Advanced Tips for Better Accuracy
- Use time-series data: Track pressure and flow continuously over shifts, not just spot checks.
- Segment process zones: Different production lines can have different true pressure requirements.
- Model pressure drop: Include filters, dryers, valves, and long runs in your differential estimate.
- Audit leaks quarterly: Every avoided leak reduces flow demand and horsepower.

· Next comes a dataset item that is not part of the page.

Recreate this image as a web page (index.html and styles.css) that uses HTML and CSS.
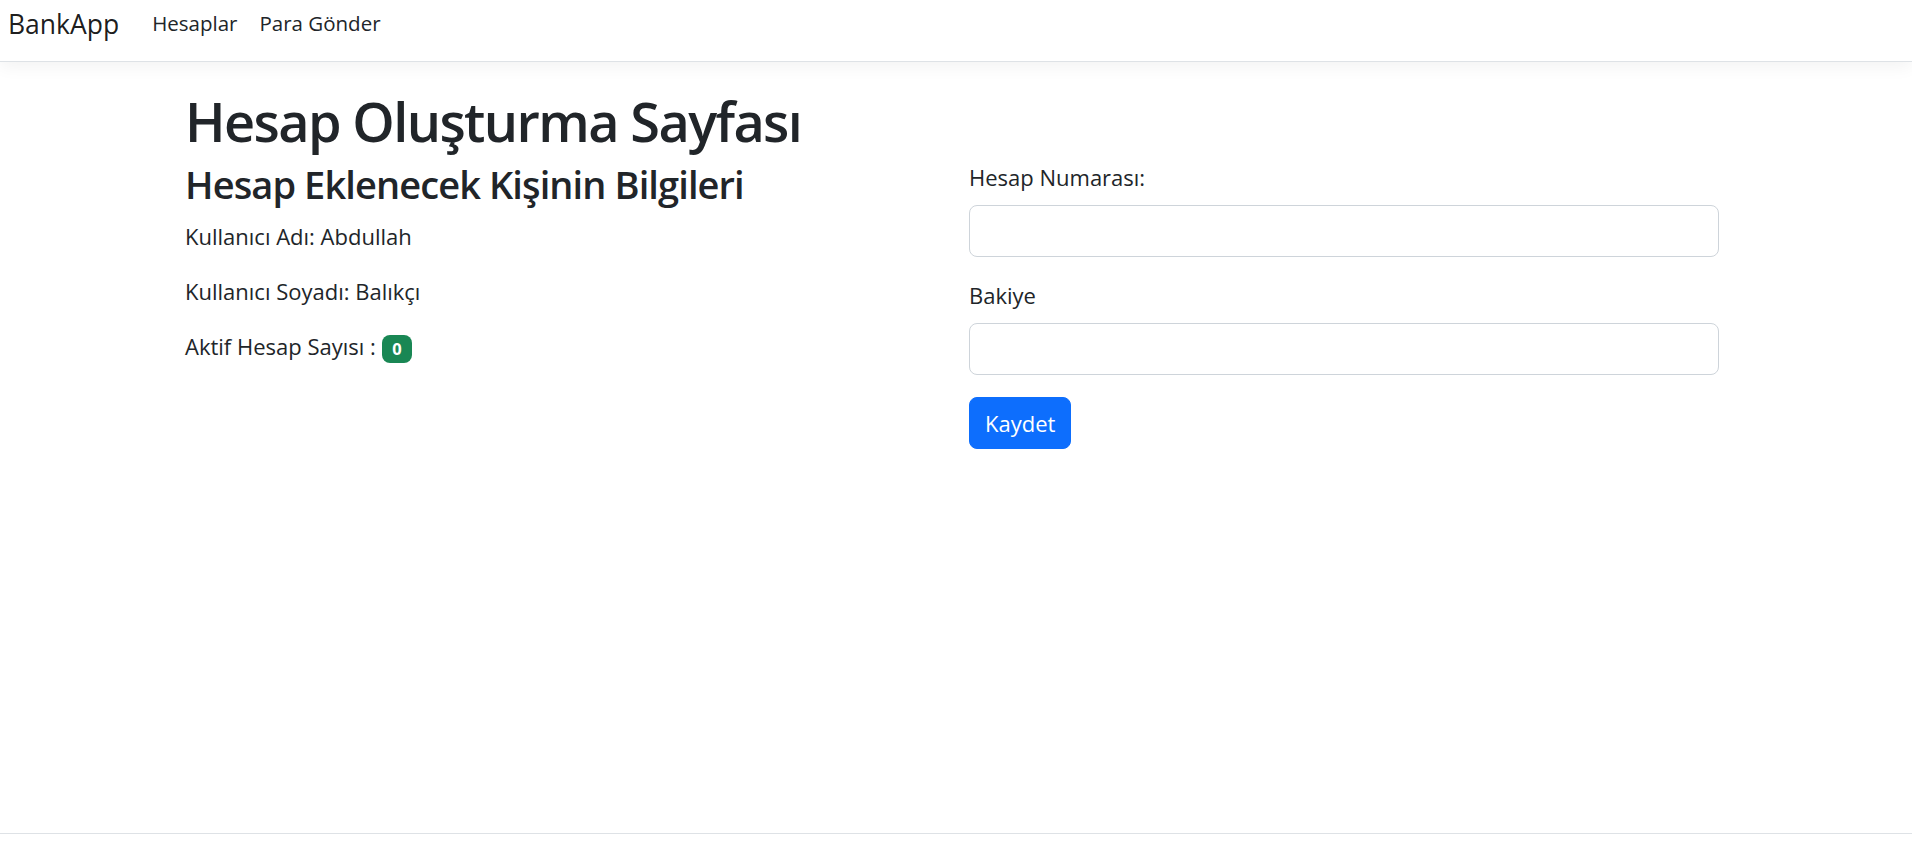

- Validate efficiency: Manufacturer values are useful, but real-world efficiency under partial load can differ significantly.
Final Takeaway
To calculate horsepower with air pressure correctly, you need more than a quick rule of thumb. You need consistent units, realistic pressure differential, accurate airflow, and honest efficiency assumptions. The result gives you a practical horsepower estimate for design and operations. Get those inputs right, and your decisions on motor sizing, compressor control, and energy budgeting become far more reliable.
Use the calculator for fast screening, then validate with real operating data. That combination of physics and measurement is how high-performing facilities reduce cost, improve reliability, and avoid chronic compressed air problems.